The simple version
When a startup has limited money, it cannot afford to be wrong about what matters most. When a startup has plenty of money, it rarely has to find out.
A story about two companies building the same thing
Somewhere around 2011, a small team in New York was building a project management tool with almost no runway. They couldn’t hire fast, couldn’t run big ad campaigns, couldn’t build every feature on the wishlist. What they could do was talk to the thirty companies using their early version and find out exactly which parts of the product those customers would pay to keep. Everything else got cut.
Across the country, a better-funded competitor was doing the opposite. They had engineers to spare, so they built. They had a marketing budget, so they acquired. They had time, because the money bought them time. When the market eventually sorted itself out, the scrappy team had a product that a specific kind of customer loved deeply. The well-funded competitor had a product that many kinds of customers thought was fine.
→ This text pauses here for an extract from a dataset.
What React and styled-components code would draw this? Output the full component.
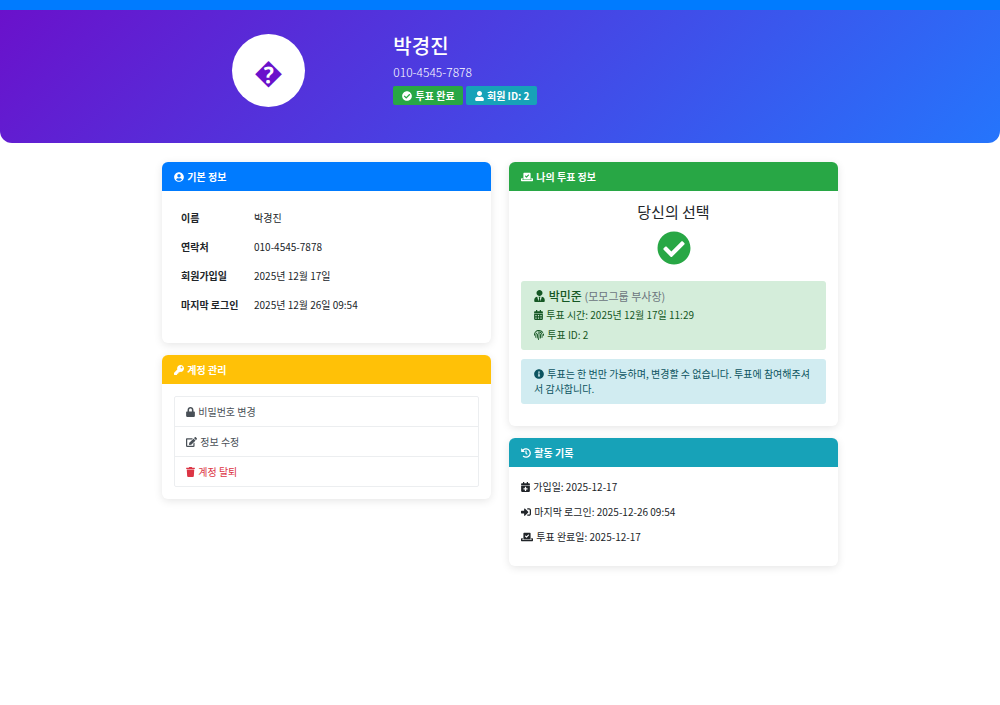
import React from 'react'
import styled, {createGlobalStyle} from "styled-components";
import {
    FaCalendarAlt, FaCalendarPlus, FaCheckCircle, FaEdit, FaFingerprint, FaHistory, FaInfoCircle,
    FaKey, FaLock, FaSignInAlt, FaTrash, FaUser, FaUserCircle, FaUserTie, FaVoteYea
} from "react-icons/fa";

const GlobalStyle = createGlobalStyle`
    * {
        box-sizing: border-box;
    }

    body {
        margin: 0;
        background: #fff;
        color: #212529;
        font-family: "Noto Sans CJK KR", "Noto Sans", sans-serif;
        font-size: 10px;
        line-height: 15px;
    }

    h1, h2, h3, p, ul {
        margin: 0;
        padding: 0;
        font-size: inherit;
    }
`;
const Icon = styled.span`
    display: inline-block;
    margin-right: 1px;
    vertical-align: -1px;

    svg {
        display: block;
        width: ${props => props.$width || 10}px;
        height: ${props => props.$height || 10}px;
    }
`;
const TopBar = styled.div`
    height: 10px;
    background: #007bff;
`;
const ProfileHeader = styled.header`
    padding: 24px 0 36px;
    border-radius: 0 0 12px 12px;
    background: linear-gradient(135deg, #6a11cb 0%, #2575fc 100%);
    color: #fff;
`;
const Container = styled.div`
    max-width: 694px;
    margin: 0 auto;
    padding: 0 9px;
`;
const Row = styled.div`
    display: flex;
    margin: 0 -9px;
`;
const Col = styled.div`
    width: calc(100% / 12 * ${props => props.$span});
    padding: 0 9px;
`;
const Avatar = styled.div`
    display: flex;
    align-items: center;
    justify-content: center;
    width: 73px;
    height: 73px;
    margin: 0 auto;
    padding-top: 4px;
    border-radius: 50%;
    background: #fff;
    color: #6a11cb;
    font-family: "Liberation Sans", sans-serif;
    font-size: 29px;
    line-height: 44px;
`;
const Name = styled.h1`
    margin-bottom: 5px;
    font-size: 20px;
    font-weight: 500;
    line-height: 24px;
`;
const Phone = styled.p`
    margin-bottom: 5px;
    font-size: 12px;
    font-weight: 300;
    line-height: 18px;
`;
const Badges = styled.div`
    display: flex;
    gap: 3px;
`;
const Badge = styled.span`
    padding: 2px 8px 2px 9px;
    border-radius: 2px;
    background: ${props => props.$color};
    font-weight: 700;
`;
const Main = styled.main`
    padding: 19px 0;
`;
const Card = styled.section`
    margin-bottom: 12px;
    border-radius: 6px;
    background: #fff;
    box-shadow: 0 2px 9px rgba(0, 0, 0, .1);
    overflow: hidden;
`;
const CardHeader = styled.h2`
    padding: 7px 12px;
    background: ${props => props.$color};
    color: #fff;
    font-weight: 700;
`;
const CardBody = styled.div`
    padding: 12px 12px ${props => props.$bottom || 12}px;
`;
const InfoTable = styled.table`
    width: 100%;
    border-collapse: collapse;

    th, td {
        padding: 7px;
        text-align: left;
    }

    th {
        width: 73px;
        white-space: nowrap;
    }
`;
const MenuList = styled.ul`
    border: 1px solid #eceef0;
    border-radius: 2px;
    list-style: none;

    li + li {
        border-top: 1px solid #eceef0;
    }
`;
const MenuLink = styled.a`
    display: block;
    padding: 7px 11px;
    color: ${props => props.$danger ? '#dc3545' : '#495057'};
    text-decoration: none;
`;
const Choice = styled.div`
    margin-bottom: 16px;
    color: #28a745;
    text-align: center;

    h3 {
        margin-bottom: 10px;
        color: #212529;
        font-size: 15px;
        font-weight: 400;
        line-height: 18px;
    }

    svg {
        display: block;
        margin: 0 auto;
    }
`;
const Alert = styled.div`
    margin-bottom: 9px;
    padding: 7px 13px 8px;
    border-radius: 3px;
    background: ${props => props.$success ? '#d4edda' : '#d1ecf1'};
    color: ${props => props.$success ? '#155724' : '#0c5460'};

    h3 {
        margin-bottom: 3px;
        font-size: 12px;
        font-weight: 500;
        line-height: 16px;
    }

    small {
        color: #6c757d;
        font-size: 11px;
        font-weight: 400;
    }

    p + p {
        margin-top: 5px;
    }
`;
const HistoryList = styled.ul`
    list-style: none;

    li {
        margin-bottom: 10px;
    }
`;

const App = () => {
    return (
        <>
            <GlobalStyle />
            <TopBar />
            <ProfileHeader>
                <Container>
                    <Row>
                        <Col $span={4}>
                            <Avatar>{'\uFFFD'}</Avatar>
                        </Col>
                        <Col $span={8}>
                            <Name>박경진</Name>
                            <Phone>010-4545-7878</Phone>
                            <Badges>
                                <Badge $color="#28a745"><Icon><FaCheckCircle /></Icon> 투표 완료</Badge>
                                <Badge $color="#17a2b8"><Icon $width={9}><FaUser /></Icon> 회원 ID: 2</Badge>
                            </Badges>
                        </Col>
                    </Row>
                </Container>
            </ProfileHeader>
            <Main>
                <Container>
                    <Row>
                        <Col $span={6}>
                            <Card>
                                <CardHeader $color="#007bff"><Icon><FaUserCircle /></Icon> 기본 정보</CardHeader>
                                <CardBody $bottom={24}>
                                    <InfoTable>
                                        <tbody>
                                            <tr>
                                                <th scope="row">이름</th>
                                                <td>박경진</td>
                                            </tr>
                                            <tr>
                                                <th scope="row">연락처</th>
                                                <td>010-4545-7878</td>
                                            </tr>
                                            <tr>
                                                <th scope="row">회원가입일</th>
                                                <td>2025년 12월 17일</td>
                                            </tr>
                                            <tr>
                                                <th scope="row">마지막 로그인</th>
                                                <td>2025년 12월 26일 09:54</td>
                                            </tr>
                                        </tbody>
                                    </InfoTable>
                                </CardBody>
                            </Card>
                            <Card>
                                <CardHeader $color="#ffc107"><Icon><FaKey /></Icon> 계정 관리</CardHeader>
                                <CardBody>
                                    <MenuList>
                                        <li><MenuLink href="#password"><Icon $width={9}><FaLock /></Icon> 비밀번호 변경</MenuLink></li>
                                        <li><MenuLink href="#edit"><Icon $width={11}><FaEdit /></Icon> 정보 수정</MenuLink></li>
                                        <li><MenuLink href="#withdraw" $danger><Icon $width={9}><FaTrash /></Icon> 계정 탈퇴</MenuLink></li>
                                    </MenuList>
                                </CardBody>
                            </Card>
                        </Col>
                        <Col $span={6}>
                            <Card>
                                <CardHeader $color="#28a745"><Icon $width={12}><FaVoteYea /></Icon> 나의 투표 정보</CardHeader>
                                <CardBody $bottom={13}>
                                    <Choice>
                                        <h3>당신의 선택</h3>
                                        <FaCheckCircle size={34} />
                                    </Choice>
                                    <Alert $success>
                                        <h3><Icon $width={11} $height={12}><FaUserTie /></Icon> 박민준 <small>(모모그룹 부사장)</small></h3>
                                        <p><Icon $width={9}><FaCalendarAlt /></Icon> 투표 시간: 2025년 12월 17일 11:29</p>
                                        <p><Icon><FaFingerprint /></Icon> 투표 ID: 2</p>
                                    </Alert>
                                    <Alert>
                                        <Icon><FaInfoCircle /></Icon> 투표는 한 번만 가능하며, 변경할 수 없습니다. 투표에 참여해주셔서 감사합니다.
                                    </Alert>
                                </CardBody>
                            </Card>
                            <Card>
                                <CardHeader $color="#17a2b8"><Icon><FaHistory /></Icon> 활동 기록</CardHeader>
                                <CardBody>
                                    <HistoryList>
                                        <li><Icon $width={9}><FaCalendarPlus /></Icon> 가입일: 2025-12-17</li>
                                        <li><Icon><FaSignInAlt /></Icon> 마지막 로그인: 2025-12-26 09:54</li>
                                        <li><Icon $width={12}><FaVoteYea /></Icon> 투표 완료일: 2025-12-17</li>
                                    </HistoryList>
                                </CardBody>
                            </Card>
                        </Col>
                    </Row>
                </Container>
            </Main>
        </>
    )
}
export default App;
“Fine” does not retain. “Love” does.
What money actually buys, and what it costs
Funding buys optionality. You can hire before you know exactly what you need someone for. You can run experiments without forcing yourself to read the results carefully. You can delay the hard question, which is: what is this company actually for?
That delay is the hidden cost of capital. Not the equity dilution (though that matters too, as VCs are explicitly structured around the math of failure). The real cost is that money lets you avoid clarity. And clarity, it turns out, is the main ingredient in building something people will pay for and keep paying for.
Constraint forces clarity in a way that abundance simply cannot replicate through discipline or good intentions. When you have six months of runway and you’re watching it drain, you stop asking “what should we build next” and start asking “why are people paying us at all.” Those are completely different questions, and the second one is the one that matters.
The prioritization problem that money makes worse
Here is something most well-funded teams won’t admit: when you have budget to build almost anything, deciding what not to build becomes politically complicated. Every team has a roadmap. Every roadmap has champions. Every champion has a good-sounding reason why their feature should ship next quarter.
In a resource-constrained company, the answer to “should we build this” has a built-in forcing function. Can we afford to? Will it move the number that keeps us alive? If not, it doesn’t get built, and there’s no politics to navigate because there’s nothing to negotiate with.
The result is that lean startups almost accidentally end up doing what the best product thinkers recommend on purpose: focus ruthlessly on one thing and treat everything else as a distraction. The constraint enforces the strategy that well-funded teams have to consciously choose and then fight internally to maintain.
Speed is a byproduct, not a cause
People often say underfunded startups win because they move faster. That’s true, but it’s not the root explanation. They move faster because they have fewer people in the decision loop, fewer features to maintain, fewer stakeholders to align. Fewer of all of those things because money wasn’t available to accumulate them.
A team of six ships faster than a team of sixty not because small teams are inherently more talented, but because coordination overhead scales worse than linearly with headcount. Adding people to a software project, as Fred Brooks observed in “The Mythical Man-Month” in 1975, often makes it take longer. The well-funded startup hires to accelerate and ends up decelerating. The underfunded one stays small by necessity and ships.
This is also why the advantage often evaporates if the scrappy startup raises a big round and then behaves like a well-funded one. The money wasn’t the problem when they were winning. The constraint was the asset. Remove the constraint, replace it with headcount and process and competing priorities, and the magic tends to go with it.
What actually survives contact with the market
There’s a selection effect here worth naming directly. Underfunded startups that fail, fail fast and quietly. Overfunded startups that fail do it slowly, publicly, and expensively, burning through capital while building things nobody needed.
So the survivors we observe in the underfunded category have been through a real filter. They found something real people would pay real money for before the money ran out. That’s not luck, exactly. It’s what the constraint demanded of them.
The well-funded failures, by contrast, can sustain the illusion of progress for years. Revenue that costs more to acquire than it’s worth. User numbers that grow because growth was purchased. A product that is always about to be good once the next feature ships.
At some point, the market asks the same question that a thin runway forces immediately: are you building something people need, or are you building something that makes sense in a pitch deck? Startups without money get asked that question early. Startups with money get asked it late, when the answer is much harder to act on.
The lesson is not that you should try to raise as little as possible. It’s that the discipline that constraints enforce is worth engineering deliberately, especially once the money arrives. The startups that stay dangerous after a big raise are the ones that treat the constraint as a practice, not just a circumstance they were glad to escape.